The return trip was little more than a reverse of our outbound course but into a head wind. I arrived at the after party to eat rather drab after party food. (There’s something about eating food at these things that doesn’t work. No knock on the organizers.) The three piece band played blues and R&B and was very entertaining. The bass player looked like he was all of 15 years old. (He reminded me of Liam Finn playing in his father Neil’s band 15 years ago). He played like he was born to it. The guitarist/lead singer and drummer were also top notch.
Baltimore has cycle tracks, bike lanes, sharrows, and bike trails. Most of them need a lot of work. At one point we hit a series of tree roots that was bone jarring.
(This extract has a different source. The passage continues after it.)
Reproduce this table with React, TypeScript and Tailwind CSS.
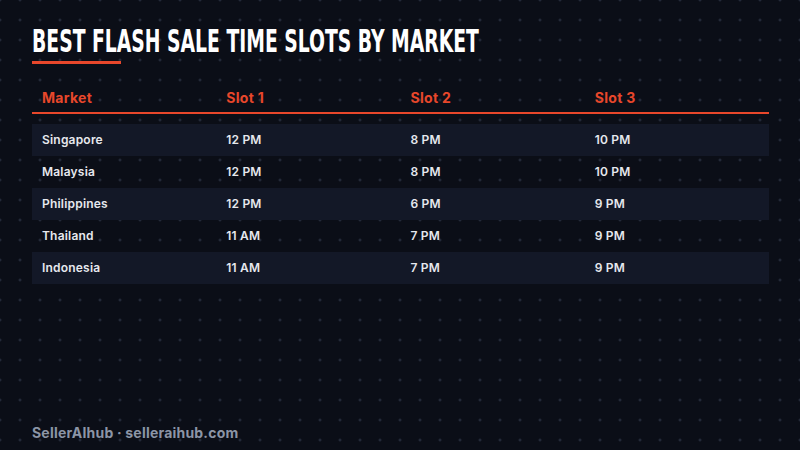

We joked that the ride should be called Tour du Parking Lot because we cut through several on the way. We also rode on some narrow sidewalks that were just not appropriate for a long ride such as this.
The cue sheet was screwed up but not half as much as the last 20 miles of the course. We were supposed to take a right on a bike path over a highway on our way to North Point Park. This bike bridge was closed so the organizers improvised another route.
Much of the second half of the ride was on highways with ramps getting on or off other highways. Maneuvering through these intersections was not a lot of fun.
The course to North Point Park took us on a old road that had been closed to car traffic. Gates across the road at every intersection meant we had to ride a quick curve around the end of the gate.
The old road to North Point was strewn with glass for about a mile. I am shocked I didn’t get a flat. Speaking of flats, I have never seen so many bicyclists fixing flats in my life. This happened all along the route.
I was disappointed that we didn’t stop at the Paterson Park pagoda. This is truly one of the best parts of previous rides.
I only had a decent rhythm for about a tenth of the ride. I just couldn’t get my legs spinning.
I think I am retired from the Tour du Port. I recommend it to anyone who likes this sort of riding. Baltimore’s many neighborhoods make for an interesting ride.